Question

The shipping company BigBlue has a size requirement for rectangular packages: the sum of the three dimensions cannot exceed 255 inches. If one end of the package is a square with sides of x inches, and the other dimension is y inches, what are the dimensions that will maximize the volume?

x =

Answer 1

Your restriction for the volume is\[255 = x + x + y = 2x + y\]The volume is\[V = x^2 y\]You can either maximize x or y and then solve for the other. In this case, lets just maximize x.\[255 = 2x + y \rightarrow y = 255 - 2x\]\[y = 255 - 2x \rightarrow V = x^2 y = x^2 (255 - 2x)\]

Answer 2

\[V = 255x^2 - 2x^3\]Its max will occur when the derivative = 0.\[V' = 510 x - 6x^2 = 0\]\[x(510 - 6x) = 0\]\[x = 0, x = \frac {510}{6} = 85\]Obviously x can't = 0, so the max volume will occur when x = 85 inches. Plug that back in to get the y value\[x = 85 \rightarrow y = 255 - 2x = 255 - 170 = 85\]So when the volume will be maximized with the restriction, when all three dimensions are the same, x = y = 85 in.

Answer 3

so wait x and y are the same?

Answer 4

Yup, they're both 85 in.

Answer 5

how could i find the max volume w. what you found?

Answer 6

Did you learn about local max or local min in class?

Answer 7

we have learned about relative max and min

Answer 8

Yeah, its the same concept, just applied to the real world.

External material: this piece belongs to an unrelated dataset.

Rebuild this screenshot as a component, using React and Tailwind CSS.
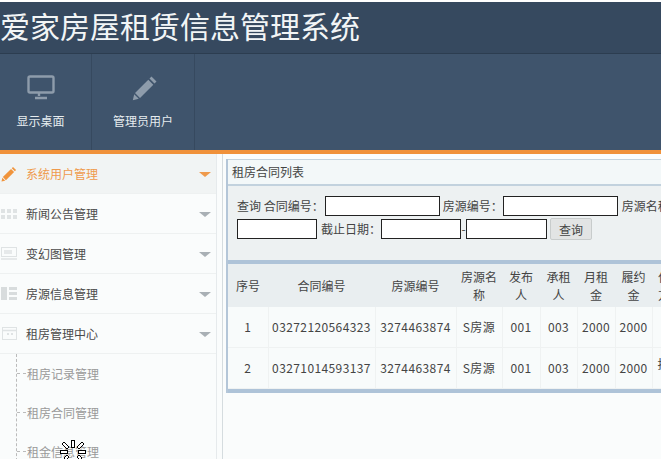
const font = { fontFamily: '"Noto Sans CJK SC", "Noto Sans", sans-serif' };

function Monitor() {
  return (
    <svg width="28" height="26" viewBox="0 0 28 26" fill="none">
      <rect x="1.5" y="1.5" width="25" height="16" rx="1.5" stroke="#8e9cab" strokeWidth="2.4" />
      <path d="M12 18v3M8 23h12" stroke="#8e9cab" strokeWidth="2.4" />
    </svg>
  );
}

function Pencil({ color = "#8e9cab", size = 26 }) {
  return (
    <svg width={size} height={size} viewBox="0 0 26 26" fill={color}>
      <path d="M19.5 1.5l5 5-2 2-5-5zM16.3 4.7l5 5L8 23l-5-5zM2.2 19.2l4.6 4.6L0.8 25.2z" />
    </svg>
  );
}

function Caret({ active }) {
  return <span className={`w-0 h-0 border-x-[6px] border-x-transparent border-t-[5px] mt-0.5 ${active ? "border-t-[#ef9a4c]" : "border-t-[#a9b0b5]"}`} />;
}

function GridIcon() {
  return (
    <svg width="16" height="10" viewBox="0 0 16 10" fill="#dfe3e4">
      <rect x="0" y="0" width="4" height="4" /><rect x="6" y="0" width="4" height="4" /><rect x="12" y="0" width="4" height="4" />
      <rect x="0" y="6" width="4" height="4" /><rect x="6" y="6" width="4" height="4" /><rect x="12" y="6" width="4" height="4" />
    </svg>
  );
}

function SlideIcon() {
  return (
    <svg width="16" height="13" viewBox="0 0 16 13" fill="none" stroke="#dfe3e4">
      <rect x="0.5" y="0.5" width="15" height="9" strokeWidth="1" />
      <rect x="3" y="3" width="8" height="4" fill="#e6e9ea" stroke="none" />
      <path d="M0 12h16" strokeWidth="1.5" />
    </svg>
  );
}

function BlocksIcon() {
  return (
    <svg width="16" height="13" viewBox="0 0 16 13" fill="#d8dcdd">
      <rect x="0" y="0" width="6" height="13" /><rect x="8" y="0" width="8" height="3" />
      <rect x="8" y="5" width="8" height="3" /><rect x="8" y="10" width="8" height="3" />
    </svg>
  );
}

function CalIcon() {
  return (
    <svg width="15" height="13" viewBox="0 0 15 13" fill="none" stroke="#dfe3e4">
      <rect x="0.5" y="0.5" width="14" height="12" />
      <path d="M0 3.5h15" strokeWidth="1.5" />
      <rect x="5" y="6" width="2" height="2" fill="#dfe3e4" stroke="none" />
      <rect x="9" y="6" width="2" height="2" fill="#dfe3e4" stroke="none" />
    </svg>
  );
}

function Busy() {
  return (
    <svg className="absolute left-[58px] top-[439px]" width="30" height="20" viewBox="0 0 30 20" fill="#fff" stroke="#000" strokeWidth="1">
      <rect x="13.5" y="1.5" width="3" height="7" />
      <path d="M4 5l2-2 5 5-2 2zM26 5l-2-2-5 5 2 2z" />
      <rect x="2.5" y="11.5" width="7" height="3" />
      <rect x="20.5" y="11.5" width="7" height="3" />
      <path d="M9 16l2 2-3 3-2-2zM21 16l-2 2 3 3 2-2z" />
    </svg>
  );
}

const menu = [
  { label: "系统用户管理", icon: <Pencil color="#f0943c" size={16} />, active: true },
  { label: "新闻公告管理", icon: <GridIcon /> },
  { label: "变幻图管理", icon: <SlideIcon /> },
  { label: "房源信息管理", icon: <BlocksIcon /> },
  { label: "租房管理中心", icon: <CalIcon /> },
];

const subMenu = ["租房记录管理", "租房合同管理", "租金信息管理"];

const headers = ["序号", "合同编号", "房源编号", "房源名称", "发布人", "承租人", "月租金", "履约金", "付款方式"];
const widths = ["w-[40px]", "w-[107px]", "w-[81px]", "w-[46px]", "w-[38px]", "w-[37px]", "w-[38px]", "w-[37px]", "w-[40px]"];
const rows = [
  ["1", "03272120564323", "3274463874", "S房源", "001", "003", "2000", "2000", ""],
  ["2", "03271014593137", "3274463874", "S房源", "001", "003", "2000", "2000", "按月"],
];

function Field({ w }) {
  return <input className={`${w} h-[20px] bg-white border border-[#222] align-middle`} />;
}

export default function App() {
  return (
    <div className="relative w-[666px] h-[459px] overflow-hidden bg-white text-[12px] text-[#333]" style={font}>
      <div className="w-[661px] h-full flex flex-col bg-[#fafcfc] overflow-hidden">
        <div className="h-[2px] bg-white shrink-0" />
        <header className="h-[52px] shrink-0 bg-[#36495f] border-b border-[#2c3d50] flex items-center pb-1.5 text-[30px] leading-none text-[#f2f5f6] whitespace-nowrap">
          爱家房屋租赁信息管理系统
        </header>
        <nav className="h-[96px] shrink-0 bg-[#3f546c] flex">
          <div className="w-[92px] pr-[10px] border-r border-[#36495f] flex flex-col items-center pt-[20px] gap-[10px] text-[#e6ecef]">
            <div className="h-[28px] flex items-center"><Monitor /></div>
            <span>显示桌面</span>
          </div>
          <div className="w-[103px] border-r border-[#36495f] flex flex-col items-center pt-[20px] gap-[10px] text-[#e6ecef]">
            <div className="h-[28px] flex items-center pl-[3px]"><Pencil /></div>
            <span>管理员用户</span>
          </div>
        </nav>
        <div className="h-[4px] shrink-0 bg-[#f0913a]" />
        <div className="flex-1 flex min-h-0">
          <aside className="w-[223px] shrink-0 border-r border-[#d5dcdf]">
            <div className="w-[217px] h-full border-r border-[#e6eaec]">
              {menu.map((m) => (
                <div key={m.label} className={`h-[40px] flex items-center border-b border-[#eef1f1] ${m.active ? "bg-[#f1f4f4] text-[#ef9a4c]" : "text-[#4a4a4a]"}`}>
                  <span className="w-[26px] shrink-0 flex justify-center pr-2">{m.icon}</span>
                  <span className="flex-1">{m.label}</span>
                  <span className="pr-[5px] flex"><Caret active={m.active} /></span>
                </div>
              ))}
              <div className="ml-[16px] border-l border-dashed border-[#bbb]">
                {subMenu.map((s) => (
                  <div key={s} className="h-[39px] flex items-center text-[#999]">
                    <span className="w-[9px] mr-[1px] border-t border-dashed border-[#bbb]" />
                    {s}
                  </div>
                ))}
              </div>
            </div>
          </aside>
          <main className="flex-1 min-w-0 pl-[3px] pt-[5px] overflow-hidden">
            <div className="border-l-2 border-[#b4c6d8] w-full">
              <div className="h-[27px] flex items-center pl-[4px] bg-[#f3f8f9] border-t border-[#c5d3dc] border-b-2 border-b-[#c2d2de] text-[#444]">租房合同列表</div>
              <div className="h-[74px] bg-[#edf1f2] pl-[9px] pt-[9px] text-[#444] whitespace-nowrap leading-[22px]">
                <div className="flex items-center">
                  <span className="mr-[1px]">查询 合同编号：</span><Field w="w-[115px]" />
                  <span className="ml-[3px]">房源编号：</span><Field w="w-[115px]" />
                  <span className="ml-[4px]">房源名称：</span>
                </div>
                <div className="flex items-center mt-[1px]">
                  <Field w="w-[80px]" />
                  <span className="ml-[4px]">截止日期：</span><Field w="w-[80px]" />
                  <span className="w-[5px] text-center">-</span><Field w="w-[81px]" />
                  <button className="ml-[3px] w-[42px] h-[22px] bg-[#e2e4e4] border border-[#c8cccc] rounded-[2px] text-[#444]">查询</button>
                </div>
              </div>
              <div className="h-[4px] bg-[#aec3d8]" />
              <table className="table-fixed border-collapse w-[464px] text-center text-[#444]">
                <colgroup>
                  {widths.map((w, i) => <col key={i} className={w} />)}
                </colgroup>
                <thead>
                  <tr className="h-[43px] bg-[#e9eef0]">
                    {headers.map((h, i) => (
                      <th key={h} className={`font-normal leading-[18px] ${i === 8 ? "text-left pl-[6px] pr-[10px]" : "px-[5px]"}`}>{h}</th>
                    ))}
                  </tr>
                </thead>
                <tbody>
                  {rows.map((r, n) => (
                    <tr key={r[0]} className={`${n === 0 ? "h-[40px]" : "h-[41px]"} bg-[#f8fbfb]`}>
                      {r.map((c, i) => (
                        <td key={i} className={`border-r border-b border-[#eff2f2] whitespace-nowrap tracking-[0.4px] ${i === 8 ? "text-left pl-[5px] pb-[8px]" : ""}`}>{c}</td>
                      ))}
                    </tr>
                  ))}
                </tbody>
              </table>
              <div className="h-[4px] bg-[#aec3d8]" />
            </div>
          </main>
        </div>
      </div>
      <Busy />
    </div>
  );
}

After you get the volume equation, find its x coordinate that will make it a relative max.

Answer 9

so plug in 85 into the volume equatio and solve for x?

Answer 10

Not quite, after you solve for everything your answer is 85 inches...
I can't explain fully, but look at example 2 in this link to help you get an idea.
http://tutorial.math.lamar.edu/Classes/CalcI/Optimization.aspx

Answer 11

ok thanks!

Answer 12

Alright, no problem, I hope you understand it :)